I’m not a stan for Emily Oster, but I agree with a lot of what’s she said, and that protean article is especially stupid. One of the article’s primary criticisms is that EO adopts cost-benefit analysis that rejects the precautionary principle. This complaint is completely ridiculous in the context of school closings because both sides have potentially very large costs! School closings would very obviously lead to a decline in student learning. And keeping schools open would very obviously allow school-based transmission. [I don’t know the extent to which school-based transmission would be greater than the transmission that would occur outside of school if schools were closed. But assume that school openings would cause a net increase in virus transmission, so it represents a cost to opening.]
Why would a “precautionary principle” approach be different from a cost-benefit approach? I guess a precautionary principle approach would say, simultaneously:
We should be really cautious before we take any actions that are likely to cause material harm to children’s learning.
We should be really cautious before we take any actions that would likely increase virus spread.
But those two are obviously in conflict, so you have to make an assessment about which goal is more important, and how to weigh the two goals. That’s literally cost-benefit analysis! This critique makes no sense at all.
It also focuses on EO’s statement about vaccines for 4-year olds, as if that was a radical opinion, rather than being consistent with the FDA’s official position. Does the precautionary principle lead to approving vaccines for kids regardless of the balance between efficacy and safety? The entire article is bizarre.
Everyone was willing to talk about the costs of distance learning. But that’s a talk that has to happen in the context of actual facts and not corporate think-tank nonsense about kids magically not spreading COVID to their grandparents.
Yes, that’s the rub. The chance of kids dying in school does not really fit into a public policy discussion (cf school shootings). So “fact free” viewpoints are espoused and anybody can do so (cf Emily Oster).
I disagree with that. Emily Oster’s ideas or policy pushes weren’t fact free. She used, or attempted to use studies, white papers, etc to prove her thesis because those are the currency in use in upper class technocracy. That’s the main thrust of the complaint, that she was intentionally being shoddy with the actual data to get to the conclusion she and a lot of people wanted.

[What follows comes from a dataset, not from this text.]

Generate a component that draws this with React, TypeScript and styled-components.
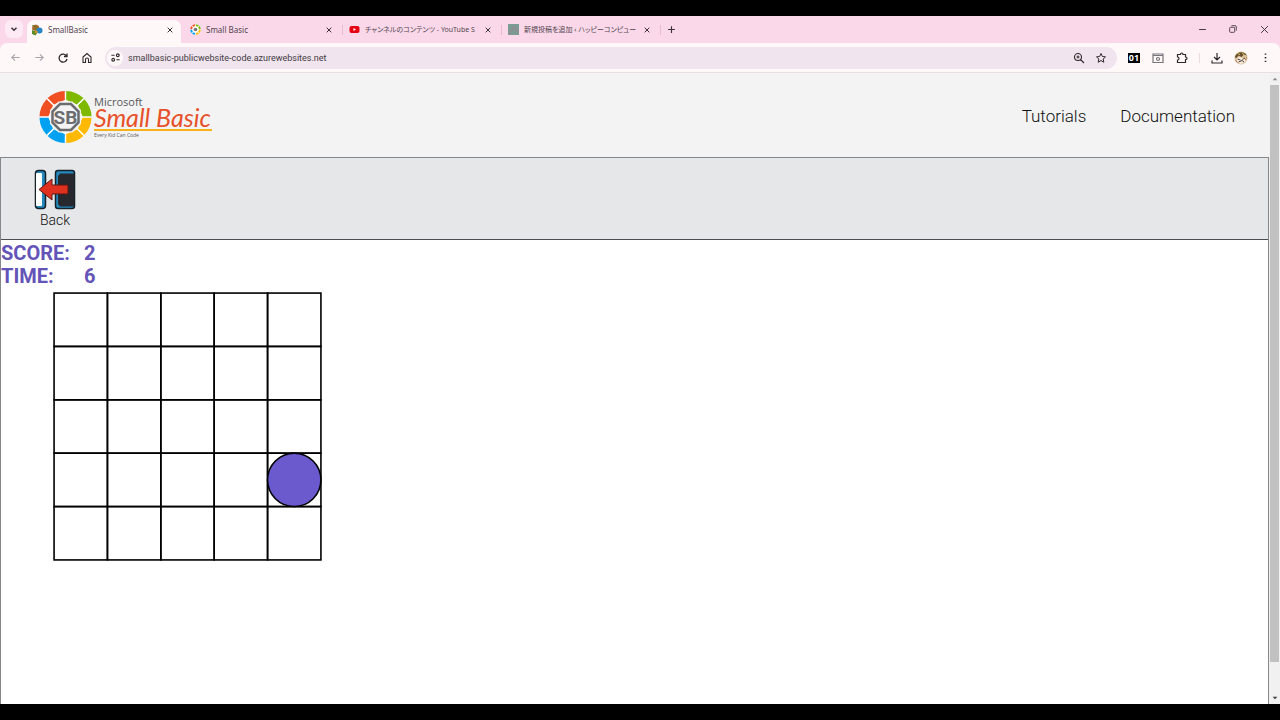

Exactly. She was an economist who the media decided was credible on this subject almost entirely because she was promoting an agenda that would greatly benefit our wealthy overlords.
This seemed pretty obvious at the time imo, but it’s even more so now that the financial backing has come out.
Just talked with my mechanic. He and his adult son both had serious Covid last fall. They even gave the son last rites. Both OK now. Both had mRNA 2 doses with appointments the next week for boosters. Both doing ok now. The owner is prolly about 70 and is def not overweight. The son is prolly mid 30s. Big guy but certainly not obese. Assume neither would have made it without their original vaccinations. They got antibodies as well. Since the son got last rites, assume he was on a vent?
Welp, I FAAFO. Went back to running pub pool tournaments on Thursdays, and I seem to have caught a touch of the 'roney on St. Patrick’s day. Stupid green beer. Pretty mild as of yet, the inconvenience is the worst part so far.
Lost the link but another article out there about how to explain the low deaths in Africa when it’s clearly the Trump model of no tests no cases no deaths attributed.
It’s weird that not even some garbage right wing outlet like OANN has the courage to air a report about these hundreds of athletes dying during sporting events and geniuses like John Stockton and Herschel Walker have to learn about it from an email chain or something.
Plus I learn that Karl Malone had a child by a 13 year old and refused to pay child support, even though paternity was proven and support was ordered. Let alone stat rape.
Well, the vast majority of them are ultra competitive toxic masculinity types to start. That’s a damned good foundation to build a deplorable belief system on. Combine that with becoming a millionaire at 25 or 30 and your are almost an optimal candidate to adopt the worst of American right wing beliefs.